The only reason to pay monthly on Professional or Enterprise is if the upfront cost is genuinely more than your cash flow can handle. Otherwise, you're leaving money on the table.
The fix: If you've been on HubSpot for a year and you know you're staying, switch to annual upfront at your next renewal. On Marketing Hub Professional alone, the saving is roughly $1,000 per year. Across multiple Hubs, it compounds.
Read our annual vs monthly billing guide for the full comparison.
The bottom line
Most of these mistakes aren't about making bad decisions. They're about not having the right information at the right time. HubSpot's pricing model rewards businesses that plan ahead, clean their data, and structure their subscriptions carefully. It penalises those who don't.

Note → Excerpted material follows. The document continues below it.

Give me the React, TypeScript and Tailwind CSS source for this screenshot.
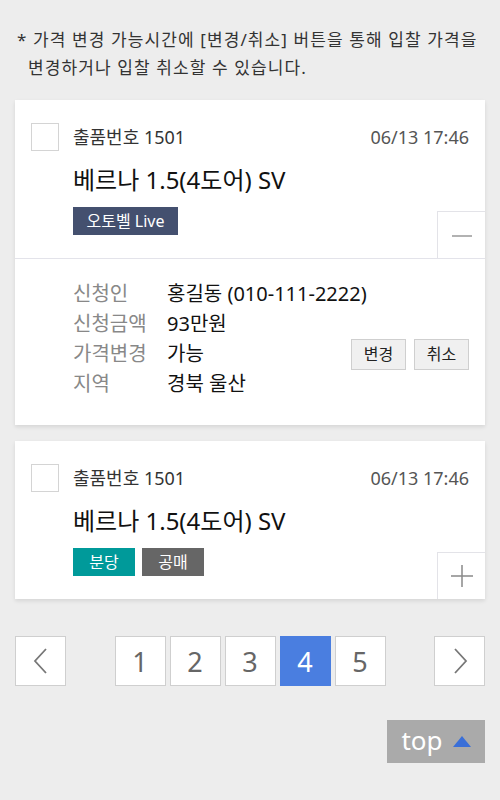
import React from "react";

const font = "font-['Noto_Sans','Noto_Sans_CJK_KR',sans-serif]";

const Badge = ({ label, color, width }: { label: string; color: string; width: string }) => (
  <span className={`flex h-[28px] items-center justify-center text-[16px] leading-none text-white ${color} ${width}`}>
    {label}
  </span>
);

const ItemHeader = ({ badges, open }: { badges: React.ReactNode; open: boolean }) => (
  <div className="relative px-[16px] pt-[23px] pb-[23px]">
    <div className="flex">
      <div className="h-[28px] w-[28px] shrink-0 border border-[#d4d4d4] bg-white" />
      <div className="ml-[14px] flex-1">
        <div className="flex h-[28px] items-center justify-between text-[18px] text-[#333]">
          <span>출품번호 1501</span>
          <span className="text-[#555]">06/13 17:46</span>
        </div>
        <div className="mt-[14px] h-[30px] text-[24px] leading-[30px] text-[#111]">베르나 1.5(4도어) SV</div>
        <div className="mt-[12px] flex gap-[7px]">{badges}</div>
      </div>
    </div>
    <button className="absolute right-0 bottom-0 flex h-[47px] w-[48px] items-center justify-center border-t border-l border-[#e3e3e8] bg-white">
      {open ? (
        <svg width="22" height="22" viewBox="0 0 22 22">
          <line x1="1" y1="12" x2="21" y2="12" stroke="#999" strokeWidth="1.5" />
        </svg>
      ) : (
        <svg width="24" height="24" viewBox="0 0 24 24">
          <line x1="1" y1="12" x2="23" y2="12" stroke="#888" strokeWidth="1.5" />
          <line x1="12" y1="1" x2="12" y2="23" stroke="#888" strokeWidth="1.5" />
        </svg>
      )}
    </button>
  </div>
);

const details = [
  ["신청인", "홍길동 (010-111-2222)"],
  ["신청금액", "93만원"],
  ["가격변경", "가능"],
  ["지역", "경북 울산"],
];

const PageBox = ({ children, active }: { children: React.ReactNode; active?: boolean }) => (
  <button
    className={`flex h-[50px] w-[51px] items-center justify-center border text-[27px] leading-none ${
      active ? "border-[#4a7ee0] bg-[#4a7ee0] text-white" : "border-[#cfcfcf] bg-white text-[#666]"
    }`}
  >
    {children}
  </button>
);

export default function App() {
  return (
    <div className={`min-h-[800px] bg-[#ededed] px-[15px] pt-[26px] pb-[37px] ${font}`}>
      <p className="pl-[13px] -indent-[11px] break-keep text-[17px] leading-[28px] tracking-[1.1px] text-[#333]">
        * 가격 변경 가능시간에 [변경/취소] 버튼을 통해 입찰 가격을 변경하거나 입찰 취소할 수 있습니다.
      </p>

      <div className="mt-[18px] bg-white shadow-[0_2px_4px_rgba(0,0,0,0.1)]">
        <ItemHeader open badges={<Badge label="오토벨 Live" color="bg-[#44506f]" width="w-[105px]" />} />
        <div className="border-t border-[#e3e3ea] pt-[20px] pr-[16px] pb-[26px] pl-[58px]">
          {details.map(([label, value], i) => (
            <div key={label} className="flex h-[30px] items-center text-[20px]">
              <span className="w-[94px] text-[#888]">{label}</span>
              <span className="flex-1 text-[#111]">{value}</span>
              {i === 2 && (
                <div className="flex gap-[8px]">
                  <button className="h-[31px] w-[55px] border border-[#cfcfcf] bg-[#f0f0f0] text-[16px] text-[#222]">변경</button>
                  <button className="h-[31px] w-[55px] border border-[#cfcfcf] bg-[#f0f0f0] text-[16px] text-[#222]">취소</button>
                </div>
              )}
            </div>
          ))}
        </div>
      </div>

      <div className="mt-[16px] bg-white shadow-[0_2px_4px_rgba(0,0,0,0.1)]">
        <ItemHeader
          open={false}
          badges={
            <>
              <Badge label="분당" color="bg-[#009a9a]" width="w-[62px]" />
              <Badge label="공매" color="bg-[#666666]" width="w-[62px]" />
            </>
          }
        />
      </div>

      <div className="mt-[37px] flex items-center justify-between">
        <PageBox>
          <svg width="20" height="28" viewBox="0 0 20 28">
            <polyline points="15,2 4,14 15,26" fill="none" stroke="#777" strokeWidth="1.8" />
          </svg>
        </PageBox>
        <div className="flex gap-[4px]">
          <PageBox>1</PageBox>
          <PageBox>2</PageBox>
          <PageBox>3</PageBox>
          <PageBox active>4</PageBox>
          <PageBox>5</PageBox>
        </div>
        <PageBox>
          <svg width="20" height="28" viewBox="0 0 20 28">
            <polyline points="5,2 16,14 5,26" fill="none" stroke="#777" strokeWidth="1.8" />
          </svg>
        </PageBox>
      </div>

      <div className="mt-[34px] flex justify-end">
        <button className="flex h-[43px] w-[98px] items-center justify-center gap-[10px] bg-[#aaaaaa] text-[26px] leading-none text-white">
          <span className="-mt-[3px]">top</span>
          <svg width="18" height="11" viewBox="0 0 18 11">
            <polygon points="9,0 18,11 0,11" fill="#3a6fd8" />
          </svg>
        </button>
      </div>
    </div>
  );
}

Know your actual cost before you commit. Use PlanMyHub to model your setup across Hubs, tiers, seats, and contacts. Free, no email required. It's the two minutes that can save you thousands.
Frequently asked questions
What is the biggest waste of money on HubSpot?
Paying for Professional when you are only using Starter-level features. We see this regularly. Businesses upgrade for the promise of automation and advanced reporting, then never build the workflows or custom reports. Start on Starter and upgrade only when you genuinely hit limits that cost you time.
How can I reduce my HubSpot bill?
The most impactful steps are: clean your marketing contacts monthly to avoid inflated contact tiers, map every user to the cheapest viable seat type, pay annually instead of monthly for 10 to 25% savings, buy through a certified partner to waive onboarding fees, and review your setup before renewal to remove anything unused.
Should I buy HubSpot directly or through a partner?
Through a partner, in most cases. The partner route waives mandatory onboarding fees ($1,500 to $7,000), provides hands-on implementation instead of guided coaching, and gives you access to startup and nonprofit discount programmes. The subscription price is the same either way.